(01-14-2013 03:26 AM)SApuro Wrote: The Sunbelt is known as the bottom of all FBS conferences. If you think otherwise you are a fool. Are they competitive yes but that doesn't negate the stigma with that conference. Excuse me if I'm not happy that CUSA is quickly turning into the Sunbelt. Seems like everyone including our commish is ok being the shortest midget. Feels like the WAC all over again.
As for the academic comment, UTSA has horrible academics that wasnt my point. The point is what does WKU have to offer as a future member? They aren't Rice, they don't offer a market like UNT and they don't have a fan base like ODU.
I'm not happy adding new conference members that will only be another mouth to feed.
Remember, there are very few people who really know or care about college football. At the very peak of viewership, 79.6% of televisions that receive ESPN were NOT tuned in to the BCS championship.
Go to a Texas, Alabama, Michigan, Florida State, or USC game. Randomly select a sample of people and hand them a sheet of paper and tell them to write down:
1. Every school in their conference
2. Every school on their football schedule that year.
3. Every school in no particular order that is in the AP top 10.
Depending on the school, there are 32 to 36 correct answers and I doubt that even 25% will fill in 80% or more of the answers correctly.
Why do most schools in the Rich 5 try to play 7 home games and if they can swing it, even 8 home games? Because their primary marketing tool is winning. The number of people interested in seeing two quality teams play is quite low. The TV ratings bear that out. The top programs get 2/3rds of their revenue from something other than league generated income (TV + NCAA distribution + league championship events). They sell winning and a local brand.

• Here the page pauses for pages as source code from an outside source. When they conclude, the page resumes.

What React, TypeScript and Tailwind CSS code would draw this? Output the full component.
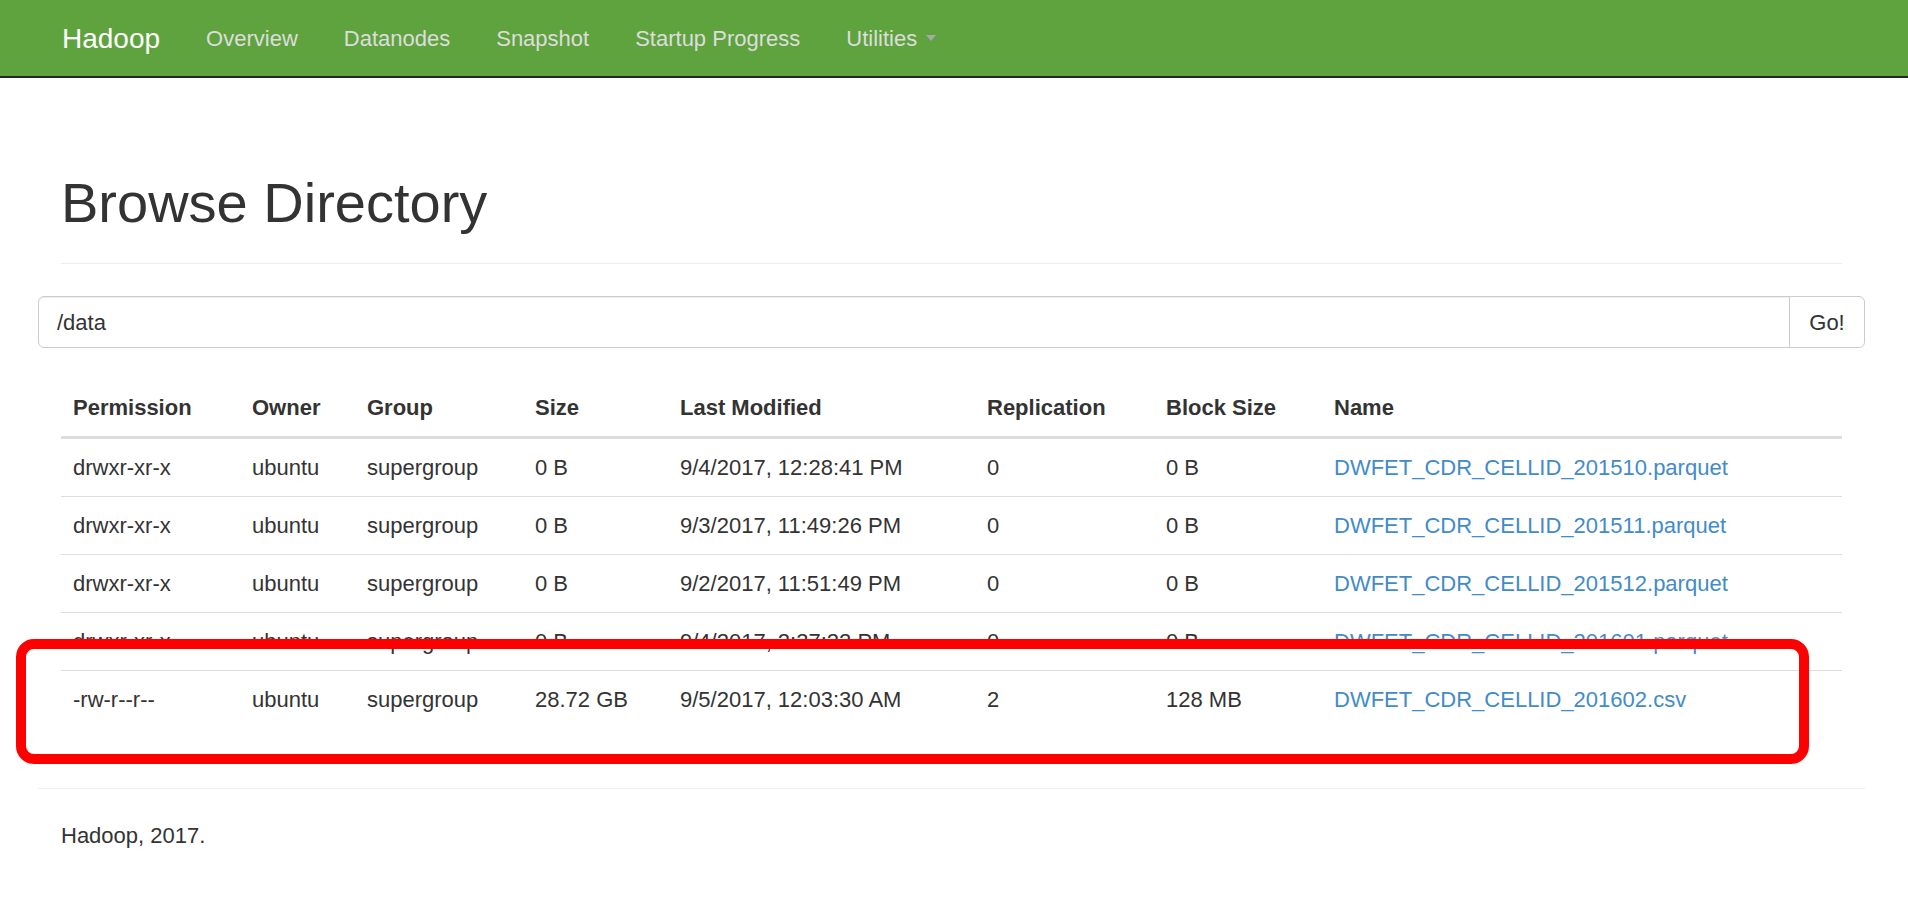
import React from "react";

interface FileRow {
  permission: string;
  owner: string;
  group: string;
  size: string;
  modified: string;
  replication: string;
  blockSize: string;
  name: string;
}

const NAV_LINKS = ["Overview", "Datanodes", "Snapshot", "Startup Progress"];

const FILES: FileRow[] = [
  { permission: "drwxr-xr-x", owner: "ubuntu", group: "supergroup", size: "0 B", modified: "9/4/2017, 12:28:41 PM", replication: "0", blockSize: "0 B", name: "DWFET_CDR_CELLID_201510.parquet" },
  { permission: "drwxr-xr-x", owner: "ubuntu", group: "supergroup", size: "0 B", modified: "9/3/2017, 11:49:26 PM", replication: "0", blockSize: "0 B", name: "DWFET_CDR_CELLID_201511.parquet" },
  { permission: "drwxr-xr-x", owner: "ubuntu", group: "supergroup", size: "0 B", modified: "9/2/2017, 11:51:49 PM", replication: "0", blockSize: "0 B", name: "DWFET_CDR_CELLID_201512.parquet" },
  { permission: "drwxr-xr-x", owner: "ubuntu", group: "supergroup", size: "0 B", modified: "9/4/2017, 2:37:22 PM", replication: "0", blockSize: "0 B", name: "DWFET_CDR_CELLID_201601.parquet" },
  { permission: "-rw-r--r--", owner: "ubuntu", group: "supergroup", size: "28.72 GB", modified: "9/5/2017, 12:03:30 AM", replication: "2", blockSize: "128 MB", name: "DWFET_CDR_CELLID_201602.csv" },
];

const HEADERS = ["Permission", "Owner", "Group", "Size", "Last Modified", "Replication", "Block Size", "Name"];

export default function App() {
  return (
    <div className="relative min-h-[913px] w-full bg-white font-['Liberation_Sans',Arial,sans-serif] text-[#333]">
      {/* Navbar */}
      <nav className="flex h-[78px] items-center border-b-2 border-[#262626] bg-[#5fa33e] pl-[62px]">
        <span className="pr-[23px] text-[28px] leading-[31px] text-white">Hadoop</span>
        {NAV_LINKS.map((label) => (
          <span key={label} className="px-[23px] text-[22px] leading-[31px] text-[#ddd]">
            {label}
          </span>
        ))}
        <span className="flex items-center px-[23px] text-[22px] leading-[31px] text-[#ddd]">
          Utilities
          <span className="ml-[9px] inline-block h-0 w-0 border-x-[5px] border-t-[6px] border-x-transparent border-t-[#a8a8a8]" />
        </span>
      </nav>

      <div className="pl-[38px] pr-[43px]">
        {/* Page header */}
        <div className="mx-[23px] mt-[94px] border-b border-[#eee] pb-[29px]">
          <h1 className="text-[56px] font-normal leading-[62px]">Browse Directory</h1>
        </div>

        {/* Path input */}
        <div className="mt-[32px] flex h-[52px] rounded-[6px] border border-[#ccc] shadow-[inset_0_1px_1px_rgba(0,0,0,0.075)]">
          <div className="flex flex-1 items-center pl-[18px] text-[22px]">/data</div>
          <button className="w-[75px] rounded-r-[6px] border-l border-[#ccc] bg-white text-[22px] text-[#333]">
            Go!
          </button>
        </div>

        {/* Listing */}
        <div className="mx-[23px] mt-[31px]">
          <table className="w-full table-fixed text-left text-[22px] leading-[31px]">
            <colgroup>
              <col className="w-[179px]" />
              <col className="w-[115px]" />
              <col className="w-[168px]" />
              <col className="w-[145px]" />
              <col className="w-[307px]" />
              <col className="w-[179px]" />
              <col className="w-[168px]" />
              <col />
            </colgroup>
            <thead>
              <tr className="border-b-[3px] border-[#ddd]">
                {HEADERS.map((h) => (
                  <th key={h} className="px-[12px] py-[13px] font-bold">
                    {h}
                  </th>
                ))}
              </tr>
            </thead>
            <tbody>
              {FILES.map((f, i) => (
                <tr key={f.name} className={i === 0 ? "" : "border-t border-[#ddd]"}>
                  <td className="px-[12px] py-[13px]">{f.permission}</td>
                  <td className="px-[12px] py-[13px]">{f.owner}</td>
                  <td className="px-[12px] py-[13px]">{f.group}</td>
                  <td className="px-[12px] py-[13px]">{f.size}</td>
                  <td className="px-[12px] py-[13px]">{f.modified}</td>
                  <td className="px-[12px] py-[13px]">{f.replication}</td>
                  <td className="px-[12px] py-[13px]">{f.blockSize}</td>
                  <td className="px-[12px] py-[13px] text-[#428bca]">{f.name}</td>
                </tr>
              ))}
            </tbody>
          </table>
        </div>

        {/* Footer */}
        <div className="mt-[60px] border-t border-[#eee] pt-[31px]">
          <p className="px-[23px] text-[22px] leading-[31px]">Hadoop, 2017.</p>
        </div>
      </div>

      {/* Highlight annotation */}
      <div className="absolute left-[16px] top-[639px] h-[125px] w-[1793px] rounded-[18px] border-[10px] border-[#ff0000]" />
    </div>
  );
}
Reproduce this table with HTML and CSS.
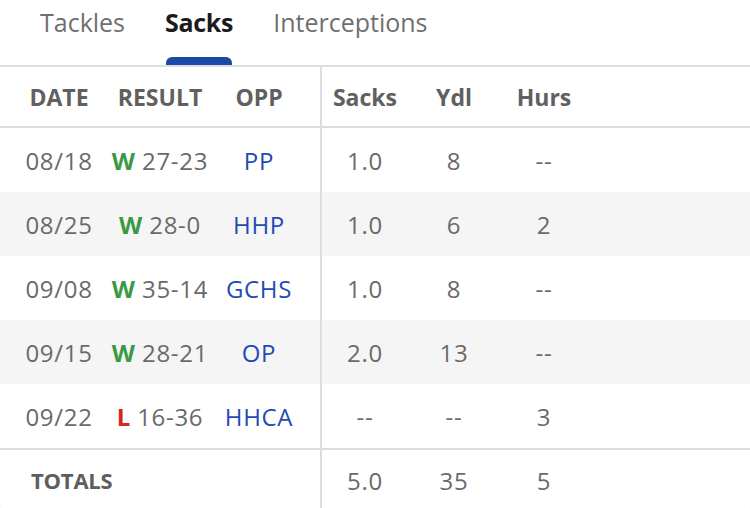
FILE: index.html
```html
<!DOCTYPE html>
<html>
<head>
<meta charset="utf-8">
<link rel="stylesheet" href="styles.css">
</head>
<body>
<div class="card">
  <nav class="tabs">
    <span class="tab">Tackles</span>
    <span class="tab active">Sacks</span>
    <span class="tab">Interceptions</span>
  </nav>
  <div class="row head">
    <div class="left">
      <span>DATE</span><span>RESULT</span><span>OPP</span>
    </div>
    <div class="right">
      <span>Sacks</span><span>Ydl</span><span>Hurs</span>
    </div>
  </div>
  <div class="row">
    <div class="left">
      <span>08/18</span><span><b class="w">W</b> 27-23</span><span class="opp">PP</span>
    </div>
    <div class="right"><span>1.0</span><span>8</span><span>--</span></div>
  </div>
  <div class="row alt">
    <div class="left">
      <span>08/25</span><span><b class="w">W</b> 28-0</span><span class="opp">HHP</span>
    </div>
    <div class="right"><span>1.0</span><span>6</span><span>2</span></div>
  </div>
  <div class="row">
    <div class="left">
      <span>09/08</span><span><b class="w">W</b> 35-14</span><span class="opp">GCHS</span>
    </div>
    <div class="right"><span>1.0</span><span>8</span><span>--</span></div>
  </div>
  <div class="row alt">
    <div class="left">
      <span>09/15</span><span><b class="w">W</b> 28-21</span><span class="opp">OP</span>
    </div>
    <div class="right"><span>2.0</span><span>13</span><span>--</span></div>
  </div>
  <div class="row">
    <div class="left">
      <span>09/22</span><span><b class="l">L</b> 16-36</span><span class="opp">HHCA</span>
    </div>
    <div class="right"><span>--</span><span>--</span><span>3</span></div>
  </div>
  <div class="row totals">
    <div class="left"><span class="tot">TOTALS</span></div>
    <div class="right"><span>5.0</span><span>35</span><span>5</span></div>
  </div>
</div>
</body>
</html>
```
FILE: styles.css
```css
html, body {
  margin: 0;
  padding: 0;
}
body {
  background: #f1f1f1;
  font-family: "Open Sans", "Noto Sans", sans-serif;
  width: 750px;
  height: 508px;
  overflow: hidden;
}
.card {
  background: #fff;
  border-radius: 0 0 16px 16px;
  height: 520px;
}
.tabs {
  display: flex;
  height: 65px;
  border-bottom: 2px solid #dddddd;
  padding-left: 40px;
  gap: 40px;
}
.tab {
  position: relative;
  font-size: 25px;
  color: #6f6f6f;
  line-height: 44px;
}
.tab.active {
  font-weight: 700;
  color: #1b1b1b;
  letter-spacing: -0.3px;
}
.tab.active::after {
  content: "";
  position: absolute;
  left: 1px;
  right: 1px;
  bottom: 0;
  height: 8px;
  background: #1c48a8;
  border-radius: 6px 6px 0 0;
}
.row {
  display: flex;
  height: 64px;
  align-items: stretch;
  font-size: 24px;
  letter-spacing: 0.7px;
  color: #6a6a6a;
}
.row.alt {
  background: #f5f5f5;
}
.row.head {
  height: 59px;
  border-bottom: 2px solid #dddddd;
  font-weight: 700;
  font-size: 23px;
  letter-spacing: 0;
  color: #606060;
}
.row.totals {
  border-top: 2px solid #dddddd;
  height: 60px;
}
.left {
  width: 322px;
  box-sizing: border-box;
  border-right: 2px solid #dddddd;
  padding-left: 18px;
  display: grid;
  grid-template-columns: 82px 120px 78px;
  align-items: center;
}
.right {
  display: grid;
  grid-template-columns: 86px 92px 88px;
  align-items: center;
}
.left span, .right span {
  text-align: center;
  white-space: nowrap;
}
.w {
  color: #3a9a44;
  font-weight: 700;
  letter-spacing: 0;
}
.l {
  color: #d2281d;
  font-weight: 700;
  letter-spacing: 0;
}
.opp {
  color: #1f4bb5;
}
.tot {
  grid-column: 1 / 3;
  text-align: left !important;
  padding-left: 13px;
  font-weight: 700;
  font-size: 22px;
  color: #5e5e5e;
  letter-spacing: -0.2px;
}
```
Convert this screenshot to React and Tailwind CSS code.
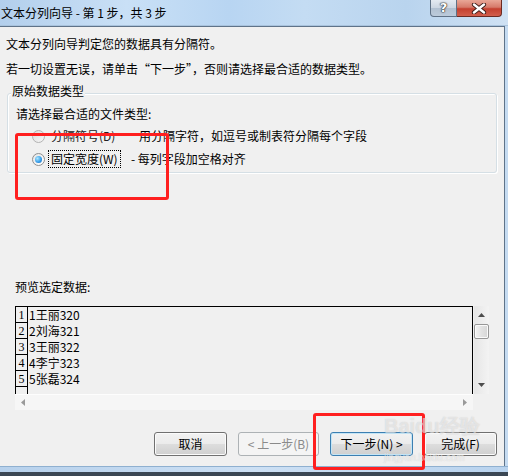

UTSA so far is playing that game well having won 54.5% of all games played creating an image of success despite being 2-4 against actual FBS schools. Fans understand winning much more easily than they understand the quality of opponent especially when that opponent is outside the 20-40 most recognizable brand names.
Unless the college football economic model changes dramatically there are and will always be four types of schools.
1. Power teams (ie. play very well and draw great crowds).
2. Average teams that get to be in the same conference as the power teams.
3. Strong teams outside of the power leagues (play very well and have strong crowds).
4. Everyone else.
In 1998. The Rich six was 64 teams. ACC, Big 10, Big 12, Big East, Pac-10, SEC, Notre Dame.
Currently the Rich 5 is on track to be ACC, Big 10, Big 12, Pac-12, SEC, Notre Dame, a total of 65 schools.
Moving out of the land of midgets is mostly a pipe dream, so building a program that wins games and sells tickets is the game left to play.